Serious Data Management
Companies covered by the GDPR will be more accountable for their management of people’s personal information. This will include having totally new policies, data protection impact assessments and relevant procedures on how data is processed, whether it’s electronic or a hard copy. There’s been a number of data breaches in the last year or so. On average it takes 350 days for a company to learn they’ve either been hacked or they’re data had leaked. It takes another 80 days for an organisation to actually find out what data has been compromised. Companies are blackmailed by hackers that demand Bitcoin payments threatening that they make all the information public. Recently, UBER confirmed that they’re database has been hacked over a year ago and that they paid hackers not to release stolen information to the public.
Under GDPR, the “destruction, loss, alteration, unauthorized disclosure of, or access to” people’s data has to be reported to a country’s data protection regulator – in the case of the UK, the Information Commissioner’s Office within 72 hours. The consequences could be detrimental to a responsible business depending on the financial, confidentiality or reputation impact.
For organisations with 250 or more employees, procedures of why people’s information is being collected and processed, descriptions of the information that’s held how long it’s being kept for and descriptions of technical security measures in place.
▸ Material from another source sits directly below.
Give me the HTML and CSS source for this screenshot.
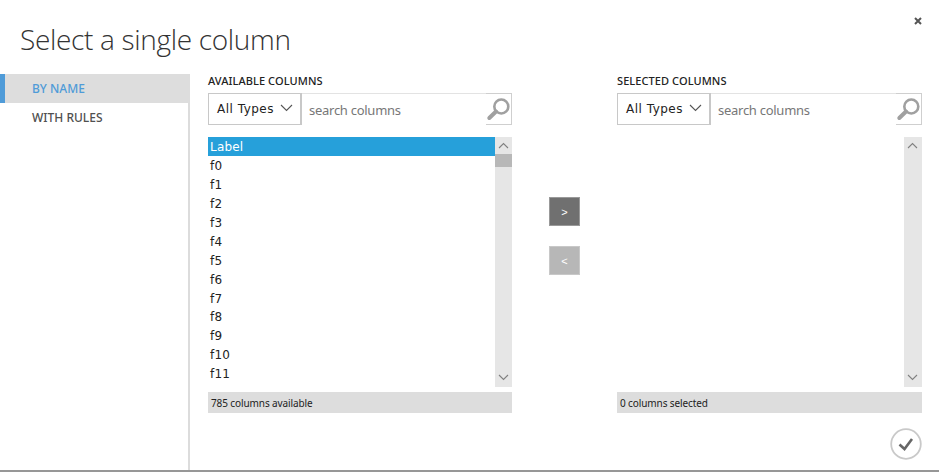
FILE: index.html
```html
<!DOCTYPE html>
<html lang="en">
<head>
<meta charset="utf-8">
<title>Select a single column</title>
<link rel="stylesheet" href="styles.css">
</head>
<body>
<div class="dialog">
  <header class="header">
    <h1 class="title">Select a single column</h1>
    <svg class="close" viewBox="0 0 8 8"><path d="M1 1l6 6M7 1l-6 6"/></svg>
  </header>
  <div class="body">
    <nav class="sidebar">
      <div class="tab tab-active">BY NAME</div>
      <div class="tab">WITH RULES</div>
    </nav>
    <main class="main">
      <div class="columns">
        <section class="panel">
          <h2 class="label">AVAILABLE COLUMNS</h2>
          <div class="filter">
            <div class="types"><span>All Types</span><svg class="chevron" viewBox="0 0 13 8"><path d="M1 1l5.5 5.5L12 1"/></svg></div>
            <div class="search">search columns</div>
            <div class="search-button"><svg class="magnifier" viewBox="0 0 24 24"><circle cx="15.3" cy="8.5" r="7"/><path d="M10 13.5L3.3 20"/></svg></div>
          </div>
          <div class="list">
            <div class="items">
              <div class="item selected">Label</div>
              <div class="item">f0</div>
              <div class="item">f1</div>
              <div class="item">f2</div>
              <div class="item">f3</div>
              <div class="item">f4</div>
              <div class="item">f5</div>
              <div class="item">f6</div>
              <div class="item">f7</div>
              <div class="item">f8</div>
              <div class="item">f9</div>
              <div class="item">f10</div>
              <div class="item">f11</div>
            </div>
            <div class="scrollbar">
              <svg class="arrow" viewBox="0 0 17 17"><path d="M4 11l4.5-4.5L13 11"/></svg>
              <div class="track"><div class="thumb"></div></div>
              <svg class="arrow" viewBox="0 0 17 17"><path d="M4 5l4.5 4.5L13 5"/></svg>
            </div>
          </div>
          <div class="status">785 columns available</div>
        </section>
        <div class="actions">
          <div class="move">&gt;</div>
          <div class="move disabled">&lt;</div>
        </div>
        <section class="panel panel-right">
          <h2 class="label">SELECTED COLUMNS</h2>
          <div class="filter">
            <div class="types"><span>All Types</span><svg class="chevron" viewBox="0 0 13 8"><path d="M1 1l5.5 5.5L12 1"/></svg></div>
            <div class="search">search columns</div>
            <div class="search-button"><svg class="magnifier" viewBox="0 0 24 24"><circle cx="15.3" cy="8.5" r="7"/><path d="M10 13.5L3.3 20"/></svg></div>
          </div>
          <div class="list">
            <div class="items"></div>
            <div class="scrollbar scrollbar-wide">
              <svg class="arrow" viewBox="0 0 17 17"><path d="M4 11l4.5-4.5L13 11"/></svg>
              <div class="track"></div>
              <svg class="arrow" viewBox="0 0 17 17"><path d="M4 5l4.5 4.5L13 5"/></svg>
            </div>
          </div>
          <div class="status">0 columns selected</div>
        </section>
      </div>
      <footer class="footer">
        <svg class="confirm" viewBox="0 0 32 32"><circle cx="16" cy="16" r="14.8"/><path d="M9.5 16.5l5 4.5 7.5-10"/></svg>
      </footer>
    </main>
  </div>
</div>
</body>
</html>
```
FILE: styles.css
```css
* { box-sizing: border-box; }
body {
  margin: 0;
  background: #fff;
  color: #222;
  font-family: "Noto Sans", "Open Sans", sans-serif;
}
svg { display: block; fill: none; flex: none; }
.dialog {
  display: flex;
  flex-direction: column;
  width: 939px;
  height: 472px;
  border-bottom: 2px solid #979797;
  overflow: hidden;
}
.header {
  display: flex;
  justify-content: space-between;
  height: 74px;
  padding: 17px 17px 0 20px;
}
.title {
  margin: 0;
  font-family: "Open Sans", sans-serif;
  font-size: 28px;
  font-weight: 300;
  line-height: 44px;
  letter-spacing: -0.32px;
  color: #333;
  white-space: nowrap;
}
.close { width: 8px; height: 8px; stroke: #555; stroke-width: 2; }
.body { display: flex; flex: 1; min-height: 0; }
.sidebar { width: 190px; border-right: 2px solid #dcdcdc; }
.tab {
  height: 29px;
  padding-left: 32px;
  font-size: 12px;
  font-weight: 500;
  line-height: 30px;
  color: #505050;
  white-space: nowrap;
}
.tab-active {
  width: 190px;
  border-left: 5px solid #4f9bd8;
  padding-left: 27px;
  background: #ddd;
  color: #4f9bd8;
}
.main { flex: 1; padding: 0 17px 0 18px; }
.columns { display: flex; }
.panel { width: 304px; }
.panel-right { width: 305px; }
.label {
  margin: 0;
  height: 19px;
  font-size: 11px;
  font-weight: 500;
  line-height: 13px;
  letter-spacing: 0.08px;
  white-space: nowrap;
}
.filter { display: flex; height: 32px; }
.types {
  display: flex;
  align-items: center;
  gap: 6px;
  width: 94px;
  border: 1px solid #c8c8c8;
  border-right-width: 2px;
  padding-left: 8px;
  font: 12px/28px "DejaVu Sans", sans-serif;
  letter-spacing: 0.5px;
  white-space: nowrap;
}
.chevron { width: 13px; height: 8px; margin-top: -2px; stroke: #555; stroke-width: 1.1; }
.search {
  flex: 1;
  border-top: 1px solid #e3e3e3;
  padding-left: 7px;
  font-size: 13px;
  line-height: 32px;
  letter-spacing: -0.27px;
  color: #777;
  white-space: nowrap;
}
.search-button {
  width: 26px;
  border: solid #cfcfcf;
  border-width: 1px 1px 1px 0;
  padding-top: 4px;
}
.magnifier { width: 24px; height: 24px; stroke: #a0a0a0; stroke-width: 2.6; stroke-linecap: round; }
.magnifier path { stroke-width: 4; }
.list { display: flex; height: 250px; margin-top: 12px; }
.items { flex: 1; }
.item {
  height: 18.95px;
  padding-left: 2px;
  font: 12px/21px "DejaVu Sans", sans-serif;
  letter-spacing: 0.2px;
}
.item.selected { background: #26a0da; color: #fff; }
.scrollbar { display: flex; flex-direction: column; width: 17px; background: #e6e6e6; }
.scrollbar-wide { width: 18px; }
.arrow { width: 17px; height: 17px; stroke: #808080; stroke-width: 1.1; }
.track { flex: 1; }
.thumb { height: 13px; background: #b8b8b8; }
.status {
  height: 21px;
  margin-top: 5px;
  padding-left: 3px;
  background: #ddd;
  font-size: 10px;
  line-height: 22px;
  letter-spacing: -0.1px;
  white-space: nowrap;
}
.actions {
  display: flex;
  flex-direction: column;
  gap: 20px;
  width: 105px;
  padding: 123px 0 0 37px;
}
.move {
  width: 31px;
  height: 29px;
  border: 1px solid #999;
  background: #707070;
  color: #fff;
  font: 11px/28px "Liberation Sans", sans-serif;
  text-align: center;
}
.move.disabled { border-color: #c8c8c8; background: #b7b7b7; }
.footer { display: flex; justify-content: flex-end; padding-top: 15px; }
.confirm { width: 32px; height: 32px; stroke: #c9c9c9; stroke-width: 1.8; }
.confirm path { stroke: #666; stroke-width: 2.6; }
```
Companies that have “regular and systematic monitoring” of individuals at a large scale have to employ a data protection officer. This may mean hiring a new member of staff, but some organisations may already have people in this role.
Apart from all the new obligations that organisations have to meet, the GDPR also gives individuals a lot more power to access their information that is held about them. Businesses and public bodies are currently allowed to charge for information access requests made by individuals. Under GDPR this will no longer be the case. Companies will have to provide any information about an individual for free and the requests will have to be fulfilled within a month.
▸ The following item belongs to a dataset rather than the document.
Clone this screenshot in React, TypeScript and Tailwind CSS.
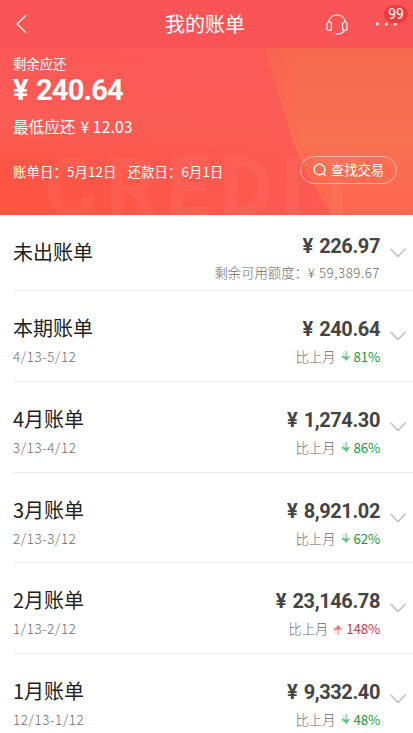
type Bill = {
  title: string;
  period?: string;
  amount: string;
  change?: string;
  up?: boolean;
};

const bills: Bill[] = [
  { title: '本期账单', period: '4/13-5/12', amount: '240.64', change: '81%' },
  { title: '4月账单', period: '3/13-4/12', amount: '1,274.30', change: '86%' },
  { title: '3月账单', period: '2/13-3/12', amount: '8,921.02', change: '62%' },
  { title: '2月账单', period: '1/13-2/12', amount: '23,146.78', change: '148%', up: true },
  { title: '1月账单', period: '12/13-1/12', amount: '9,332.40', change: '48%' },
];

function Chevron() {
  return (
    <svg className="block h-[10px] w-[16px]" viewBox="0 0 16 10" fill="none" stroke="#c2c2c2" strokeWidth="1.6" strokeLinecap="round">
      <path d="M1 1.200l7 7.300 7-7.300" />
    </svg>
  );
}

function Trend({ up }: { up?: boolean }) {
  const color = up ? '#e2594f' : '#3fae6a';
  return (
    <svg className="mr-[3px] ml-[4px] block h-[12px] w-[11px]" viewBox="0 0 11 12">
      <g transform={up ? 'translate(0 12) scale(1 -1)' : undefined} fill={color}>
        <path d="M5 0h2.500v6H5z" opacity=".4" />
        <path d="M1 6l3-1.500V8z" opacity=".3" />
        <path d="M2 5l3 .5h2.500L10.300 5 6.300 10z" opacity=".8" />
        <path d="M2 1h2.500v5H2z" opacity=".18" />
        <path d="M0 4h3v4H0z" opacity=".1" />
      </g>
    </svg>
  );
}

function Amount({ value }: { value: string }) {
  return (
    <div className="flex h-[24px] items-center font-[Roboto,'Noto_Sans_CJK_SC',sans-serif] text-[20px] leading-[24px] font-bold text-[#444]">
      <span className="mr-[6px]">¥</span>
      <span className="tracking-[-0.400px]">{value}</span>
    </div>
  );
}

export default function App() {
  return (
    <div className="h-[733px] w-[413px] overflow-hidden bg-white font-['Noto_Sans_CJK_SC',sans-serif] text-[13.33px]">
      <header className="grid h-[48px] grid-cols-[1fr_auto_1fr] items-center bg-[#fb5456] text-white">
        <svg className="ml-[15.500px] h-[20px] w-[11px]" viewBox="0 0 11 20" fill="none" stroke="currentColor" strokeWidth="1.2">
          <path d="M10.200 1L1.200 10l9 9" />
        </svg>
        <h1 className="-ml-[3px] text-[20px] leading-[24px]">我的账单</h1>
        <div className="relative flex h-full items-center justify-end pr-[16px]">
          <svg className="mr-[28px] h-[21px] w-[22px]" viewBox="0 0 22 21" fill="none" stroke="currentColor" strokeWidth="1.2">
            <path d="M2.800 8C3.300 3.700 6.600 1 11 1s7.700 2.700 8.200 7" />
            <rect x="1" y="8" width="4.400" height="8.500" rx="1.900" />
            <rect x="16.600" y="8" width="4.400" height="8.500" rx="1.900" />
            <path d="M18.200 16.500c-1 2.200-2.800 3.200-6 3.300H9.500" />
          </svg>
          <svg className="h-[4px] w-[21px]" viewBox="0 0 21 4" fill="currentColor">
            <rect y=".7" width="2.500" height="2.600" />
            <rect x="9" y=".7" width="2.500" height="2.600" />
            <rect x="18" y=".7" width="2.500" height="2.600" />
          </svg>
          <span className="absolute top-[5px] right-[5px] flex h-[18px] w-[24px] items-center justify-center rounded-full bg-[#ef3a38]/90 font-[Roboto,sans-serif] text-[14px] leading-none">
            99
          </span>
        </div>
      </header>

      <section className="relative h-[167px] overflow-hidden bg-[#fc5a50] text-white">
        <svg className="absolute inset-0 h-full w-full" viewBox="0 0 413 167" preserveAspectRatio="none">
          <defs>
            <linearGradient id="base" x1="0" y1="0" x2="0" y2="1">
              <stop offset="0" stopColor="#fc5758" />
              <stop offset=".45" stopColor="#f95d54" />
              <stop offset=".7" stopColor="#fd5545" />
              <stop offset="1" stopColor="#ff5342" />
            </linearGradient>
            <linearGradient id="side" x1="0" y1="0" x2="0" y2="1">
              <stop offset="0" stopColor="#f7694e" />
              <stop offset=".55" stopColor="#f87151" />
              <stop offset="1" stopColor="#fe664f" />
            </linearGradient>
            <linearGradient id="mid" x1="0" y1="0" x2="1" y2="0">
              <stop offset="0" stopColor="#fb5c56" stopOpacity="0" />
              <stop offset="1" stopColor="#fb5c56" />
            </linearGradient>
            <linearGradient id="edge" x1="0" y1="0" x2="1" y2="0">
              <stop offset="0" stopColor="#fff" stopOpacity=".5" />
              <stop offset=".25" stopColor="#fff" />
            </linearGradient>
            <mask id="fade">
              <rect x="262" width="151" height="167" fill="url(#edge)" />
            </mask>
          </defs>
          <rect width="413" height="167" fill="url(#base)" />
          <rect width="413" height="167" fill="url(#mid)" />
          <path d="M264 0h149v167H332Q294 110 283 60Z" fill="url(#side)" mask="url(#fade)" />
          <text x="44" y="168" fill="#fff" fillOpacity=".045" fontFamily="Roboto, sans-serif" fontWeight="700" fontSize="82" textLength="318">
            CREDIT
          </text>
        </svg>
        <div className="relative pl-[13px]">
          <p className="pt-[6px] leading-[20px]">剩余应还</p>
          <p className="mt-[2px] flex h-[29px] items-center font-[Roboto,sans-serif] text-[29px] leading-[29px] font-bold">
            <span className="mr-[7px] w-[16px]">¥</span>
            <span className="tracking-[-0.800px]">240.64</span>
          </p>
          <p className="mt-[11px] text-[15.600px] leading-[20px]">
            最低应还<span className="ml-[5px] tracking-[0.150px]">¥ 12.03</span>
          </p>
          <div className="mt-[20px] flex h-[28px] items-center pr-[16px]">
            <span className="mt-[4px] tracking-[0.150px]">账单日：5月12日</span>
            <span className="mt-[4px] ml-[11px] tracking-[0.150px]">还款日：6月1日</span>
            <button className="ml-auto flex h-[28px] w-[97px] items-center justify-center gap-[4px] rounded-full border border-white/50">
              <svg className="h-[14px] w-[14px]" viewBox="0 0 14 14" fill="none" stroke="currentColor" strokeWidth="1.3">
                <circle cx="6.500" cy="6.500" r="5.400" />
                <path d="M10.200 10.200l2.800 2.800" />
              </svg>
              <span>查找交易</span>
            </button>
          </div>
        </div>
      </section>

      <main className="ml-[13px]">
        <section className="flex h-[76px] border-b border-[#ebebeb]">
          <h2 className="pt-[25px] text-[20px] leading-[24px] text-[#222]">未出账单</h2>
          <div className="ml-auto flex flex-col items-end pt-[19px]">
            <Amount value="226.97" />
            <p className="mt-[5px] leading-[20px] font-light text-[#6a6a6a]">
              剩余可用额度：<span className="tracking-[0.500px]">¥ 59,389.67</span>
            </p>
          </div>
          <div className="pt-[33px] pr-[7px] pl-[10px]">
            <Chevron />
          </div>
        </section>
        {bills.map((bill) => (
          <section key={bill.title} className="flex h-[90.75px] border-b border-[#ebebeb]">
            <div className="pt-[25px]">
              <h2 className="text-[20px] leading-[24px] text-[#222]">{bill.title}</h2>
              <p className="mt-[7px] leading-[20px] font-light tracking-[0.650px] text-[#6a6a6a]">{bill.period}</p>
            </div>
            <div className="ml-auto flex flex-col items-end pt-[26px]">
              <Amount value={bill.amount} />
              <p className="mt-[6px] flex items-center leading-[20px] font-light text-[#6a6a6a]">
                比上月
                <Trend up={bill.up} />
                <span className={bill.up ? 'font-normal tracking-[-0.200px] text-[#cf3a3f]' : 'font-normal tracking-[-0.200px] text-[#159a3c]'}>
                  {bill.change}
                </span>
              </p>
            </div>
            <div className="pt-[40px] pr-[7px] pl-[10px]">
              <Chevron />
            </div>
          </section>
        ))}
      </main>
    </div>
  );
}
Individuals will be able to request that their information is erased in most situations with some exceptions that will still apply. Businesses will have to be clear why and for how long they need to keep your personal information.
Organisations that fail to comply face the power of regulators to fine them. Mishandling personal information, lack of data protection officer will lead to potentially heavy fine of up to €20,000,000 or 2% of a global turnover and in some cases up to €40,000,000 or 4% company’s revenue whichever is greater. The maximum penalty issued by ICO is £500,000.